We usually pity people with fears like claustrophobia or coulrophobia, the fear of clowns. But nomophobes are different - they aren't pitiful as much as bothersome. That guy with the beeping phone in the cinema? Nomophobe. And what used to attract klaps from strangers now attracts fascination from psychologists.
But back to aeroplanes.
It wasn't long after the invention of the cellphone that it was decided it would be a bad idea to switch one on inflight, despite the fact that it is almost impossible for a cellphone to interfere with anything on a plane except other passengers' sleep.
Cellphones operate on radio frequencies within an entirely different range to anything on an aeroplane, including its communications systems. If it really were possible for cellphones to crash a plane you wouldn't be allowed to take them on board, along with the water, nail files and other harmless items that have been deemed deadly in our nannying society.
But even if you could turn your phone on during a flight on a commercial airliner, you wouldn't be able to use it for technical reasons. You wouldn't have coverage from your cellphone network for one, and even if you did you would be flying over the cellular towers too quickly to maintain a connection.
For normal people this made flying a fantastic experience. You were untouchable in the air. Nobody could email you or pester you with phone calls. You had an entirely legitimate excuse for being offline and out of reach. And it was about the last place on earth where that was true any more.

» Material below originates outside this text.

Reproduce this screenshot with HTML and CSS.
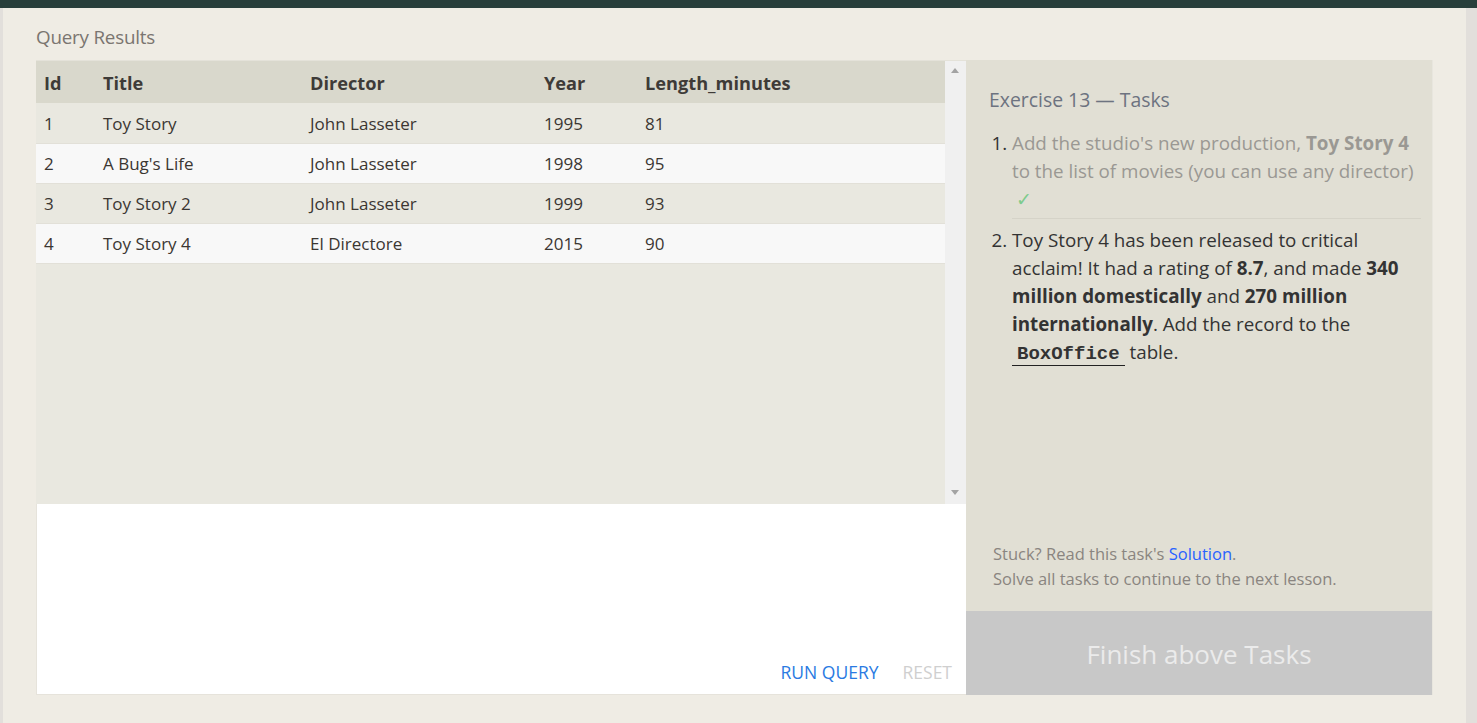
FILE: index.html
```html
<!DOCTYPE html>
<html>
<head>
<meta charset="utf-8">
<link rel="stylesheet" href="styles.css">
</head>
<body>
<div class="topbar"></div>
<div class="frame">
  <div class="main">
    <div class="section-title">Query Results</div>
    <div class="workspace">
      <div class="left">
        <div class="results">
          <div class="table-wrap">
            <table class="data">
              <colgroup>
                <col class="c-id"><col class="c-title"><col class="c-dir"><col class="c-year"><col>
              </colgroup>
              <thead>
                <tr><th>Id</th><th>Title</th><th>Director</th><th>Year</th><th>Length_minutes</th></tr>
              </thead>
              <tbody>
                <tr><td>1</td><td>Toy Story</td><td>John Lasseter</td><td>1995</td><td>81</td></tr>
                <tr><td>2</td><td>A Bug's Life</td><td>John Lasseter</td><td>1998</td><td>95</td></tr>
                <tr><td>3</td><td>Toy Story 2</td><td>John Lasseter</td><td>1999</td><td>93</td></tr>
                <tr><td>4</td><td>Toy Story 4</td><td>El Directore</td><td>2015</td><td>90</td></tr>
              </tbody>
            </table>
          </div>
          <div class="scrollbar">
            <span class="arrow up"></span>
            <span class="arrow down"></span>
          </div>
        </div>
        <div class="editor">
          <div class="actions">
            <span class="run">RUN QUERY</span>
            <span class="reset">RESET</span>
          </div>
        </div>
      </div>
      <div class="right">
        <div class="tasks">
          <div class="tasks-title">Exercise 13 — Tasks</div>
          <ol class="task-list">
            <li class="done"><span class="t">Add the studio's new production, <b>Toy Story 4</b> to the list of movies (you can use any director)</span> <span class="check">✓</span></li>
            <li>Toy Story 4 has been released to critical acclaim! It had a rating of <b>8.7</b>, and made <b>340 million domestically</b> and <b>270 million internationally</b>. Add the record to the <code>BoxOffice</code> table.</li>
          </ol>
          <div class="hint">
            <div>Stuck? Read this task's <a class="link">Solution</a>.</div>
            <div>Solve all tasks to continue to the next lesson.</div>
          </div>
        </div>
        <div class="finish">Finish above Tasks</div>
      </div>
    </div>
  </div>
</div>
</body>
</html>
```
FILE: styles.css
```css
html, body {
  margin: 0;
  padding: 0;
}
body {
  background: #e2dfdb;
  font-family: "Open Sans", "Noto Sans", sans-serif;
  width: 1477px;
  height: 723px;
  overflow: hidden;
}
.topbar {
  height: 8px;
  background: #283f3b;
}
.frame {
  padding: 0 11px 0 3px;
  height: 715px;
}
.main {
  background: #efece4;
  height: 715px;
  padding: 0 33px;
  box-sizing: border-box;
}
.section-title {
  padding-top: 17px;
  height: 35px;
  font-size: 18.8px;
  line-height: 24px;
  color: #7a7570;
  letter-spacing: -0.2px;
}
.workspace {
  display: flex;
  height: 635px;
}
.left {
  width: 930px;
  display: flex;
  flex-direction: column;
}
.results {
  height: 444px;
  display: flex;
  background: #e9e8e0;
  border-top: 1px solid #e4e2d9;
  box-sizing: border-box;
}
.table-wrap {
  flex: 1;
}
.data {
  width: 100%;
  border-collapse: collapse;
  font-size: 17px;
  color: #3b3632;
}
.c-id { width: 59px; }
.c-title { width: 207px; }
.c-dir { width: 234px; }
.c-year { width: 101px; }
.data th {
  background: #d9d8cc;
  height: 42px;
  box-sizing: border-box;
  text-align: left;
  padding: 2px 8px 0;
  font-weight: 700;
  font-size: 18.2px;
  color: #3e3b38;
}
.data td {
  height: 40px;
  box-sizing: border-box;
  padding: 1px 8px 0;
  border-bottom: 1px solid #e2e0d8;
}
.data tbody tr:nth-child(odd) td { background: #e9e8e0; }
.data tbody tr:nth-child(even) td { background: #f8f8f8; }
.scrollbar {
  width: 21px;
  background: #f0f0f0;
  position: relative;
}
.arrow {
  position: absolute;
  left: 6px;
  width: 0;
  height: 0;
  border-left: 4px solid transparent;
  border-right: 4px solid transparent;
}
.arrow.up {
  top: 7px;
  border-bottom: 5px solid #a3a3a3;
}
.arrow.down {
  bottom: 9px;
  border-top: 5px solid #a3a3a3;
}
.editor {
  flex: 1;
  background: #ffffff;
  border-left: 1px solid #e6e3db;
  border-bottom: 1px solid #e6e3db;
  display: flex;
  align-items: flex-end;
  justify-content: flex-end;
}
.actions {
  display: flex;
  gap: 24px;
  padding: 0 14px 10px 0;
  font-size: 17.5px;
  line-height: 24px;
}
.run { color: #2a7ae2; }
.reset { color: #cfcfcf; }
.right {
  width: 466px;
  display: flex;
  flex-direction: column;
  border-right: 1px solid #e8e6de;
}
.tasks {
  flex: 1;
  background: #e1dfd4;
  padding: 27px 11px 0 23px;
  display: flex;
  flex-direction: column;
}
.tasks-title {
  font-size: 19.4px;
  line-height: 26px;
  color: #6d7380;
}
.task-list {
  margin: 16px 0 0 0;
  padding: 0 0 0 23px;
  font-size: 18.8px;
  line-height: 28px;
  color: #333;
}
.task-list li.done {
  border-bottom: 1px solid #d5d3c8;
  padding-bottom: 5px;
  margin-bottom: 7px;
}
.task-list li.done .t { color: #9a9893; }
.check {
  color: #7ecb8c;
  display: inline-block;
  margin-left: 4px;
}
code {
  font-family: "Liberation Mono", "DejaVu Sans Mono", monospace;
  font-weight: 700;
  font-size: 19px;
  padding: 0 5px;
  border-bottom: 1px solid #222;
  color: #333;
}
.hint {
  margin-top: auto;
  padding: 0 0 20px 4px;
  font-size: 16.5px;
  line-height: 25px;
  color: #8a8580;
}
.link { color: #2962ff; }
.finish {
  height: 84px;
  background: #c8c8c8;
  color: #ebebeb;
  font-size: 26px;
  display: flex;
  align-items: center;
  justify-content: center;
  padding-top: 2px;
  box-sizing: border-box;
}
```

But now airlines are rapidly deploying technology to make internet communications possible on planes. And they're taking it one step further, with the testing of inflight GSM stations that would make it possible for you to use your cellphone.
This is troublesome news. I appeal to you to ask any deity you happen to believe in to prevent this progression. For a geek like me, asking for the progress of technology to be halted is a radical step - but in this case I must insist.
I don't care how convenient it is - I don't want that guy who was sleeping on me 15 minutes ago to now be able to keep me awake by conversing with his girlfriend. I want him and his nomophobic friends to continue to be forced out of cellular range while on an aeroplane, even if there is no good scientific reason for it.
I can only hope sense prevails and the airlines stop this madness. But for the time being British Airways, among others, is considering implementing cellular connectivity for long-haul flights. It's frightening.